_WHAT IS BEING ASKED_
Beginning with the opening line of the entries, return every line through the one containing "import React from 'react'", both included, and nothing else. Omit pictures.

Stored entries
________________________________________
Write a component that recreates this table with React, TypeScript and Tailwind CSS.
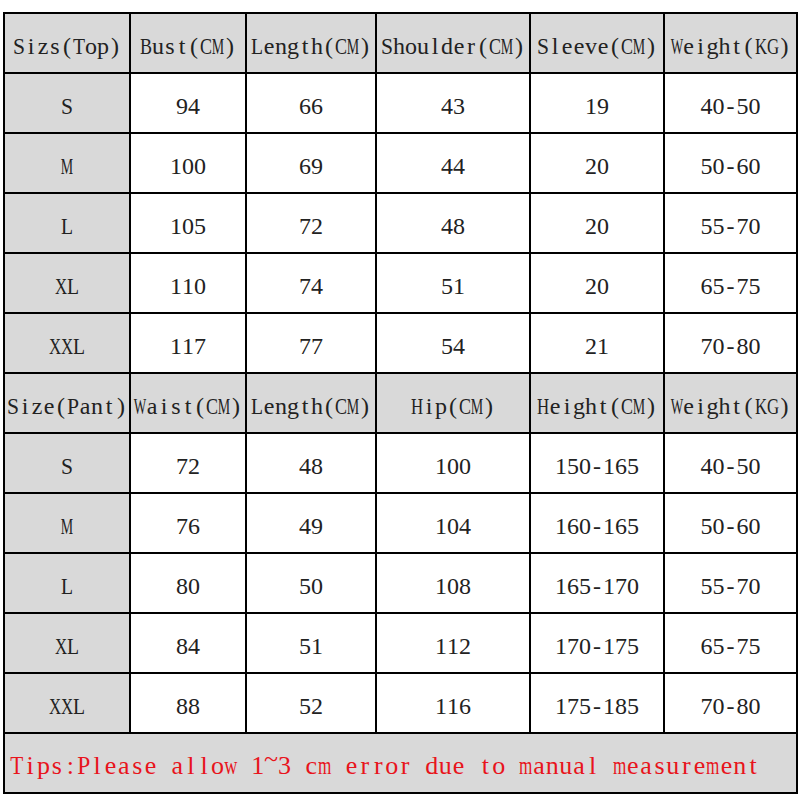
import React from 'react'

const topHead = ['Sizs(Top)', 'Bust(CM)', 'Length(CM)', 'Shoulder(CM)', 'Sleeve(CM)', 'Weight(KG)']
const topRows = [
  ['S', '94', '66', '43', '19', '40-50'],
  ['M', '100', '69', '44', '20', '50-60'],
  ['L', '105', '72', '48', '20', '55-70'],
  ['XL', '110', '74', '51', '20', '65-75'],
  ['XXL', '117', '77', '54', '21', '70-80'],
]
const pantHead = ['Size(Pant)', 'Waist(CM)', 'Length(CM)', 'Hip(CM)', 'Height(CM)', 'Weight(KG)']
const pantRows = [
  ['S', '72', '48', '100', '150-165', '40-50'],
  ['M', '76', '49', '104', '160-165', '50-60'],
  ['L', '80', '50', '108', '165-170', '55-70'],
  ['XL', '84', '51', '112', '170-175', '65-75'],
  ['XXL', '88', '52', '116', '175-185', '70-80'],
]

// half-width serif look: squeeze the wide Times glyphs into a fixed box
const squeeze: Record<string, string> = {
  A: 'scale-x-[0.7]',
  B: 'scale-x-[0.75]',
  C: 'scale-x-[0.75]',
  D: 'scale-x-[0.7]',
  E: 'scale-x-[0.82]',
  G: 'scale-x-[0.7]',
  H: 'scale-x-[0.7]',
  K: 'scale-x-[0.7]',
  L: 'scale-x-[0.82]',
  M: 'scale-x-[0.58]',
  P: 'scale-x-[0.9]',
  S: 'scale-x-[0.9]',
  T: 'scale-x-[0.82]',
  W: 'scale-x-[0.55]',
  X: 'scale-x-[0.7]',
  m: 'scale-x-[0.66]',
  w: 'scale-x-[0.7]',
  '~': '-translate-y-[7px]',
}

function Mono({ text, wide }: { text: string; wide?: boolean }) {
  return (
    <span className="inline-flex whitespace-nowrap">
      {text.split('').map((ch, i) => (
        <span
          key={i}
          className={`inline-flex justify-center ${wide ? 'w-[13.4px]' : 'w-[12px]'} ${squeeze[ch] ?? ''}`}
        >
          {ch === ' ' ? '\u00a0' : ch}
        </span>
      ))}
    </span>
  )
}

function Cell({ text, gray }: { text: string; gray?: boolean }) {
  return (
    <div className={`h-[58px] flex items-center justify-center pt-[5px] ${gray ? 'bg-[#d9d9d9]' : 'bg-white'}`}>
      <span className="text-[24px] leading-none text-[#222] [font-family:'Liberation_Serif',serif]">
        <Mono text={text} />
      </span>
    </div>
  )
}

function Block({ head, rows }: { head: string[]; rows: string[][] }) {
  return (
    <>
      {head.map((h, i) => (
        <Cell key={'h' + i} text={h} gray />
      ))}
      {rows.map((r, ri) =>
        r.map((c, ci) => <Cell key={ri + '-' + ci} text={c} gray={ci === 0} />)
      )}
    </>
  )
}

export default function App() {
  return (
    <div className="w-[800px] h-[800px] bg-white pt-[12px] pl-[3px]">
      <div className="inline-grid grid-cols-[124px_114px_128px_152px_132px_131px] gap-[2px] bg-black p-[2px]">
        <Block head={topHead} rows={topRows} />
        <Block head={pantHead} rows={pantRows} />
        <div className="col-span-6 h-[58px] bg-[#d9d9d9] flex items-center pl-[5px] pt-[6px]">
          <span className="text-[26px] leading-none text-[#e8141c] [font-family:'Liberation_Serif',serif]">
            <Mono text="Tips:Please allow 1~3 cm error due to manual measurement" wide />
          </span>
        </div>
      </div>
    </div>
  )
}
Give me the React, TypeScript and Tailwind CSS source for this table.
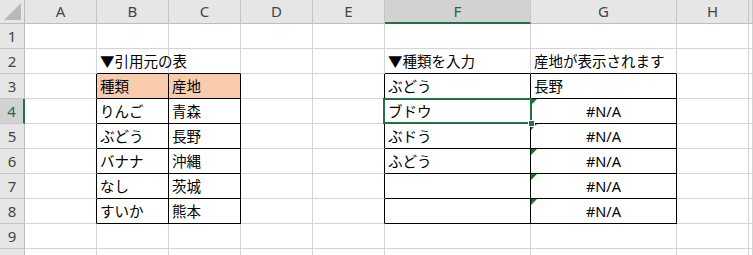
import React from "react";

const COLS = ["", "A", "B", "C", "D", "E", "F", "G", "H", ""];
const COL_WIDTHS = "grid-cols-[25px_72px_72px_72px_72px_72px_146px_146px_72px_1fr]";

type Cell = { text?: string; fill?: boolean; center?: boolean; err?: boolean };

// row -> col index -> cell
const DATA: Record<number, Record<number, Cell>> = {
    2: { 2: { text: "▼引用元の表" }, 6: { text: "▼種類を入力" }, 7: { text: "産地が表示されます" } },
    3: { 2: { text: "種類", fill: true }, 3: { text: "産地", fill: true }, 6: { text: "ぶどう" }, 7: { text: "長野" } },
    4: { 2: { text: "りんご" }, 3: { text: "青森" }, 6: { text: "ブドウ" }, 7: { text: "#N/A", center: true, err: true } },
    5: { 2: { text: "ぶどう" }, 3: { text: "長野" }, 6: { text: "ぶドう" }, 7: { text: "#N/A", center: true, err: true } },
    6: { 2: { text: "バナナ" }, 3: { text: "沖縄" }, 6: { text: "ふどう" }, 7: { text: "#N/A", center: true, err: true } },
    7: { 2: { text: "なし" }, 3: { text: "茨城" }, 7: { text: "#N/A", center: true, err: true } },
    8: { 2: { text: "すいか" }, 3: { text: "熊本" }, 7: { text: "#N/A", center: true, err: true } },
};

const SEL_ROW = 4;
const SEL_COL = 6;

function inTable(r: number, c: number) {
    if (r < 3 || r > 8) return false;
    return c === 2 || c === 3 || c === 6 || c === 7;
}

function ErrorMark() {
    return (
        <svg width="6" height="6" viewBox="0 0 6 6" className="absolute left-0 top-0">
            <polygon points="0,0 6,0 0,6" fill="#0d7d0d" />
        </svg>
    );
}

export default function App() {
    const rows = Array.from({ length: 10 }, (_, i) => i + 1);

    return (
        <div
            className="w-[753px] h-[255px] overflow-hidden bg-white text-[14.5px] text-black"
            style={{ fontFamily: '"Noto Sans", "Noto Sans CJK JP", sans-serif' }}
        >
            <div className={`grid ${COL_WIDTHS} grid-rows-[24px_repeat(10,25px)]`}>
                {/* 列ヘッダー */}
                {COLS.map((label, c) => {
                    if (c === 0) {
                        return (
                            <div key="corner" className="relative bg-[#e6e6e6] border-r border-b border-r-[#bcbcbc] border-b-[#bcbcbc]">
                                <svg width="17" height="17" viewBox="0 0 17 17" className="absolute right-[3px] bottom-[3px]">
                                    <polygon points="17,0 17,17 0,17" fill="#b9b9b9" />
                                </svg>
                            </div>
                        );
                    }
                    const selected = c === SEL_COL;
                    return (
                        <div
                            key={`h${c}`}
                            className={
                                selected
                                    ? "flex items-center justify-center bg-[#d2d2d2] border-r border-r-[#c6c6c6] border-b-2 border-b-[#217346] text-[#1e6b41] text-[15px]"
                                    : "flex items-center justify-center bg-[#e6e6e6] border-r border-r-[#c6c6c6] border-b border-b-[#bcbcbc] text-[#444] text-[15px]"
                            }
                        >
                            {label}
                        </div>
                    );
                })}

                {/* 行 */}
                {rows.map((r) =>
                    COLS.map((_, c) => {
                        if (c === 0) {
                            const selected = r === SEL_ROW;
                            return (
                                <div
                                    key={`r${r}`}
                                    className={
                                        selected
                                            ? "flex items-center justify-center pt-[1px] bg-[#d2d2d2] border-r-2 border-r-[#217346] border-b border-b-[#c6c6c6] text-[#1e6b41] text-[15px]"
                                            : "flex items-center justify-center pt-[1px] bg-[#e6e6e6] border-r border-r-[#bcbcbc] border-b border-b-[#c6c6c6] text-[#444] text-[15px]"
                                    }
                                >
                                    {/* 10行目は下端で見切れるので番号を出さない */}
                                    {r < 10 ? r : null}
                                </div>
                            );
                        }
                        const cell = DATA[r]?.[c] ?? {};
                        const rightBlack = inTable(r, c) || inTable(r, c + 1);
                        const bottomBlack = inTable(r, c) || inTable(r + 1, c);
                        const isSel = r === SEL_ROW && c === SEL_COL;
                        return (
                            <div
                                key={`c${r}-${c}`}
                                className={[
                                    "relative flex items-center pt-[2px] whitespace-nowrap border-r border-b",
                                    rightBlack ? "border-r-black" : "border-r-[#d4d4d4]",
                                    bottomBlack ? "border-b-black" : "border-b-[#d4d4d4]",
                                    cell.fill ? "bg-[#f8cbad]" : "",
                                    cell.center ? "justify-center" : "pl-[3px]",
                                ].join(" ")}
                            >
                                {cell.err && <ErrorMark />}
                                {cell.text}
                                {isSel && (
                                    <>
                                        <div className="absolute z-10 left-[-2px] top-[-1px] right-[-2px] bottom-[-1px] border-2 border-[#217346] pointer-events-none" />
                                        <div className="absolute z-20 right-[-5px] bottom-[-4px] w-[7px] h-[7px] bg-[#217346] border border-white" />
                                    </>
                                )}
                            </div>
                        );
                    })
                )}
            </div>
        </div>
    );
}
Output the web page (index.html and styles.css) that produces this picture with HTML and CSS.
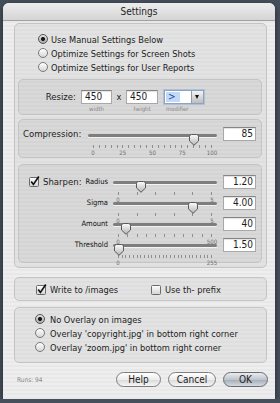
FILE: index.html
```html
<!DOCTYPE html>
<html lang="en">
<head>
    <meta charset="UTF-8">
    <title>Settings</title>
    <link rel="stylesheet" href="styles.css">
</head>
<body>
    <svg class="defs" width="0" height="0">
        <defs>
            <linearGradient id="thumbFill" x1="0" y1="0" x2="0" y2="1">
                <stop offset="0" stop-color="#fdfdfd"/>
                <stop offset="1" stop-color="#b4b4b4"/>
            </linearGradient>
            <linearGradient id="boxFill" x1="0" y1="0" x2="0" y2="1">
                <stop offset="0" stop-color="#ffffff"/>
                <stop offset="1" stop-color="#d2d2d2"/>
            </linearGradient>
        </defs>
    </svg>

    <div class="window">
        <div class="titlebar">Settings</div>

        <div class="content">
            <div class="group outer">
                <div class="radios">
                    <div class="radio-row"><span class="radio on"></span>Use Manual Settings Below</div>
                    <div class="radio-row"><span class="radio"></span>Optimize Settings for Screen Shots</div>
                    <div class="radio-row"><span class="radio"></span>Optimize Settings for User Reports</div>
                </div>

                <div class="group resize">
                    <div class="resize-grid">
                        <span class="resize-label">Resize:</span>
                        <span class="field">450</span>
                        <span class="times">x</span>
                        <span class="field">450</span>
                        <span class="select">
                            <span class="sel">&gt;</span>
                            <span class="arrow"></span>
                        </span>
                        <span></span>
                        <span class="sub">width</span>
                        <span></span>
                        <span class="sub">height</span>
                        <span class="sub sub-left">modifier</span>
                    </div>
                </div>

                <div class="group compression">
                    <div class="comp-row">
                        <span class="comp-label">Compression:</span>
                        <div class="slider slider-wide">
                            <div class="rail">
                                <div class="groove"></div>
                                <div class="thumb-lane">
                                    <svg class="thumb" style="left: 85%" width="10" height="12" viewBox="0 0 10 12"><path d="M2.5 .5h5a2 2 0 0 1 2 2V7L5 11.3.5 7V2.5a2 2 0 0 1 2-2z" fill="url(#thumbFill)" stroke="#595959"/></svg>
                                </div>
                            </div>
                            <div class="ticks">
                                <i></i><i></i><i></i><i></i><i></i><i></i><i></i>
                                <i></i><i></i><i></i><i></i><i></i><i></i><i></i>
                                <i></i><i></i><i></i><i></i><i></i><i></i><i></i>
                            </div>
                            <div class="tick-labels">
                                <span>0</span><span>25</span><span>50</span><span>75</span><span>100</span>
                            </div>
                        </div>
                        <span class="field num">85</span>
                    </div>
                </div>

                <div class="group sharpen">
                    <div class="s-row">
                        <div class="s-label first">
                            <svg class="check" width="11" height="11" viewBox="0 0 11 11"><rect x=".5" y="1.5" width="9" height="9" rx="1" fill="url(#boxFill)" stroke="#6a6a6a"/><path d="M2.2 5.4 4.4 8.4 9.8.6" fill="none" stroke="#111" stroke-width="1.7"/></svg>
                            <span class="sharpen-text">Sharpen:</span>
                            <span class="small-label">Radius</span>
                        </div>
                        <div class="slider">
                            <div class="rail">
                                <div class="groove"></div>
                                <div class="thumb-lane">
                                    <svg class="thumb" style="left: 24%" width="10" height="12" viewBox="0 0 10 12"><path d="M2.5 .5h5a2 2 0 0 1 2 2V7L5 11.3.5 7V2.5a2 2 0 0 1 2-2z" fill="url(#thumbFill)" stroke="#595959"/></svg>
                                </div>
                            </div>
                            <div class="ticks"><i></i><i></i><i></i><i></i><i></i><i></i></div>
                            <div class="tick-labels"><span>0</span><span>5</span></div>
                        </div>
                        <span class="field num">1.20</span>
                    </div>

                    <div class="s-row">
                        <div class="s-label"><span class="small-label">Sigma</span></div>
                        <div class="slider">
                            <div class="rail">
                                <div class="groove"></div>
                                <div class="thumb-lane">
                                    <svg class="thumb" style="left: 80%" width="10" height="12" viewBox="0 0 10 12"><path d="M2.5 .5h5a2 2 0 0 1 2 2V7L5 11.3.5 7V2.5a2 2 0 0 1 2-2z" fill="url(#thumbFill)" stroke="#595959"/></svg>
                                </div>
                            </div>
                            <div class="ticks"><i></i><i></i><i></i><i></i><i></i><i></i></div>
                            <div class="tick-labels"><span>0</span><span>5</span></div>
                        </div>
                        <span class="field num">4.00</span>
                    </div>

                    <div class="s-row">
                        <div class="s-label"><span class="small-label">Amount</span></div>
                        <div class="slider">
                            <div class="rail">
                                <div class="groove"></div>
                                <div class="thumb-lane">
                                    <svg class="thumb" style="left: 8%" width="10" height="12" viewBox="0 0 10 12"><path d="M2.5 .5h5a2 2 0 0 1 2 2V7L5 11.3.5 7V2.5a2 2 0 0 1 2-2z" fill="url(#thumbFill)" stroke="#595959"/></svg>
                                </div>
                            </div>
                            <div class="ticks">
                                <i></i><i></i><i></i><i></i><i></i><i></i>
                                <i></i><i></i><i></i><i></i><i></i>
                            </div>
                            <div class="tick-labels"><span>0</span><span>500</span></div>
                        </div>
                        <span class="field num">40</span>
                    </div>

                    <div class="s-row">
                        <div class="s-label"><span class="small-label">Threshold</span></div>
                        <div class="slider">
                            <div class="rail">
                                <div class="groove"></div>
                                <div class="thumb-lane">
                                    <svg class="thumb" style="left: 0.6%" width="10" height="12" viewBox="0 0 10 12"><path d="M2.5 .5h5a2 2 0 0 1 2 2V7L5 11.3.5 7V2.5a2 2 0 0 1 2-2z" fill="url(#thumbFill)" stroke="#595959"/></svg>
                                </div>
                            </div>
                            <div class="ticks">
                                <i></i><i></i><i></i><i></i><i></i><i></i><i></i><i></i><i></i>
                                <i></i><i></i><i></i><i></i><i></i><i></i><i></i><i></i><i></i>
                                <i></i><i></i><i></i><i></i><i></i><i></i><i></i><i></i>
                            </div>
                            <div class="tick-labels"><span>0</span><span>255</span></div>
                        </div>
                        <span class="field num">1.50</span>
                    </div>
                </div>
            </div>

            <div class="group write">
                <div class="check-item wide">
                    <svg class="check" width="11" height="11" viewBox="0 0 11 11"><rect x=".5" y="1.5" width="9" height="9" rx="1" fill="url(#boxFill)" stroke="#6a6a6a"/><path d="M2.2 5.4 4.4 8.4 9.8.6" fill="none" stroke="#111" stroke-width="1.7"/></svg>
                    <span>Write to /images</span>
                </div>
                <div class="check-item">
                    <svg class="check" width="11" height="11" viewBox="0 0 11 11"><rect x=".5" y="1.5" width="9" height="9" rx="1" fill="url(#boxFill)" stroke="#6a6a6a"/></svg>
                    <span>Use th- prefix</span>
                </div>
            </div>

            <div class="group overlay">
                <div class="radio-row loose"><span class="radio on"></span>No Overlay on images</div>
                <div class="radio-row loose"><span class="radio"></span>Overlay 'copyright.jpg' in bottom right corner</div>
                <div class="radio-row loose"><span class="radio"></span>Overlay 'zoom.jpg' in bottom right corner</div>
            </div>
        </div>

        <div class="footer">
            <span class="runs">Runs: 94</span>
            <span class="btn help">Help</span>
            <span class="btn cancel">Cancel</span>
            <span class="btn ok">OK</span>
        </div>
    </div>
</body>
</html>
```

FILE: styles.css
```css
body {
    margin: 0;
    background: #46505c;
    font-family: "DejaVu Sans Condensed", "DejaVu Sans", sans-serif;
    font-size: 9.2px;
    color: #1c1c1c;
}
.defs {
    position: absolute;
    width: 0;
    height: 0;
}
.window {
    margin: 3px 0 0 3px;
    width: 272px;
    height: 396px;
    border-radius: 6px 6px 0 0;
    overflow: hidden;
    background: repeating-linear-gradient(to bottom, #eeeeee 0, #eeeeee 2px, #e8e8e8 2px, #e8e8e8 4px);
    box-shadow: 0 2px 6px rgba(0, 0, 0, 0.5);
}
.titlebar {
    height: 17px;
    border-bottom: 1px solid #a0a0a0;
    background: linear-gradient(#ededed, #d5d5d5);
    text-align: center;
    line-height: 17px;
    font-size: 10px;
    color: #222;
}
.content {
    padding: 2px 8px 0 11px;
}
.group {
    box-sizing: border-box;
    border: 1px solid #c4c4c4;
    border-radius: 5px;
    background: rgba(0, 0, 0, 0.045);
}

/* manual / optimize radios */
.outer {
    height: 245px;
    padding: 8px 4px 0 3px;
}
.radios {
    padding-left: 20px;
}
.radio-row {
    display: flex;
    align-items: center;
    height: 14px;
    white-space: nowrap;
}
.radio {
    box-sizing: border-box;
    width: 10px;
    height: 10px;
    margin-right: 3px;
    border-radius: 50%;
    border: 1px solid #7a7a7a;
    background: linear-gradient(#ffffff, #d6d6d6);
    flex: none;
}
.radio.on {
    background: radial-gradient(circle, #1a1a1a 0, #1a1a1a 1.6px, transparent 2.4px), linear-gradient(#e2e2e2, #a9a9a9);
    border-color: #555;
}

/* resize */
.resize {
    height: 36px;
    margin-top: 5px;
    padding-top: 10px;
}
.resize-grid {
    display: grid;
    grid-template-columns: 62px 31px 14px 32px 46px;
    grid-template-rows: 14px 9px;
}
.resize-label {
    text-align: right;
    padding-right: 5px;
    line-height: 14px;
    font-size: 9.5px;
}
.times {
    text-align: center;
    line-height: 14px;
}
.field {
    box-sizing: border-box;
    height: 14px;
    padding: 0 3px;
    background: #fff;
    border: 1px solid #a8a8a8;
    border-top-color: #858585;
    box-shadow: inset 0 1px 1px rgba(0, 0, 0, 0.12);
    line-height: 12px;
    font-size: 10px;
}
.field.num {
    width: 33px;
    margin-left: 6px;
    text-align: right;
    padding-right: 2px;
    flex: none;
}
.select {
    display: flex;
    box-sizing: border-box;
    width: 40px;
    height: 14px;
    margin-left: 6px;
    background: #fff;
    border: 1px solid #8aa3c6;
    box-shadow: 0 0 0 1px rgba(110, 150, 210, 0.35);
}
.sel {
    margin: 1px 0 1px 1px;
    padding: 0 4px 0 2px;
    background: #c3d9f7;
    color: #1d4ea3;
    line-height: 10px;
    font-size: 10px;
}
.arrow {
    margin-left: auto;
    width: 11px;
    background: linear-gradient(#f4f4f4, #bdbdbd);
    border-left: 1px solid #9a9a9a;
    position: relative;
}
.arrow::after {
    content: "";
    position: absolute;
    left: 3px;
    top: 4px;
    border-left: 2.5px solid transparent;
    border-right: 2.5px solid transparent;
    border-top: 4px solid #111;
}
.sub {
    text-align: center;
    font-size: 6px;
    line-height: 9px;
    color: #8a8a8a;
}
.sub-left {
    text-align: left;
    padding-left: 8px;
}

/* sliders */
.compression {
    height: 39px;
    margin-top: 4px;
    padding-top: 7px;
}
.comp-row {
    display: flex;
}
.comp-label {
    width: 65px;
    padding-left: 4px;
    line-height: 13px;
    font-size: 9.5px;
}
.slider {
    width: 104px;
    height: 22px;
    margin-top: 1px;
    margin-left: 5px;
    flex: none;
}
.slider-wide {
    width: 129px;
    margin-left: 0;
    margin-top: 2px;
}
.rail {
    position: relative;
    height: 11px;
}
.groove {
    margin-top: 5px;
    height: 3px;
    border-radius: 2px;
    background: #7e7e7e;
    box-shadow: 0 1px 0 rgba(255, 255, 255, 0.7);
}
.thumb-lane {
    position: absolute;
    top: 0;
    left: 5px;
    right: 5px;
    height: 11px;
}
.thumb {
    position: absolute;
    top: 0;
    transform: translateX(-50%);
}
.ticks {
    display: flex;
    justify-content: space-between;
    height: 4px;
    margin: 0 5px;
}
.ticks i {
    width: 1px;
    height: 3px;
    background: #8e8e8e;
}
.tick-labels {
    display: flex;
    justify-content: space-between;
    margin: 0 5px;
    height: 7px;
    font-size: 6px;
    line-height: 7px;
    color: #6e6e6e;
}
.tick-labels span {
    width: 0;
    display: flex;
    justify-content: center;
    white-space: nowrap;
}

/* sharpen */
.sharpen {
    height: 99px;
    margin-top: 6px;
    padding-top: 10px;
}
.s-row {
    display: flex;
    height: 21px;
}
.s-label {
    width: 89px;
    display: flex;
    align-items: flex-start;
    justify-content: flex-end;
    line-height: 13px;
    flex: none;
}
.s-label.first {
    justify-content: flex-start;
}
.s-label .check {
    margin: 1px 0 0 10px;
}
.sharpen-text {
    margin-left: 3px;
    font-size: 9.5px;
}
.small-label {
    margin-left: auto;
    font-size: 7.5px;
    color: #111;
}

/* write / overlay */
.write {
    height: 24px;
    margin-top: 9px;
    padding: 4px 0 0 21px;
    display: flex;
}
.check-item {
    display: flex;
    align-items: center;
    height: 14px;
    white-space: nowrap;
}
.check-item .check {
    margin-right: 3px;
}
.check-item.wide {
    width: 115px;
}
.overlay {
    height: 56px;
    margin-top: 6px;
    padding: 4px 0 0 20px;
}
.radio-row.loose .radio {
    margin-right: 5px;
}

/* footer */
.footer {
    display: flex;
    align-items: center;
    height: 15px;
    padding: 9px 7px 0 14px;
}
.runs {
    font-size: 6.5px;
    color: #8a8a8a;
}
.btn {
    box-sizing: border-box;
    height: 15px;
    margin-left: 7px;
    border: 1px solid #7d7d7d;
    border-radius: 8px;
    background: linear-gradient(#ffffff, #ececec 50%, #d9d9d9 51%, #f6f6f6);
    text-align: center;
    line-height: 13px;
    font-size: 10px;
}
.help {
    width: 45px;
    margin-left: auto;
}
.cancel {
    width: 48px;
}
.ok {
    width: 45px;
    border-color: #666c74;
    background: linear-gradient(#e9ecef, #bfc5cc 50%, #a3abb5 51%, #d4d9df);
}
```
________________________________________
_ANSWER TO THIS PROBLEM_
Write a component that recreates this table with React, TypeScript and Tailwind CSS.
import React from 'react'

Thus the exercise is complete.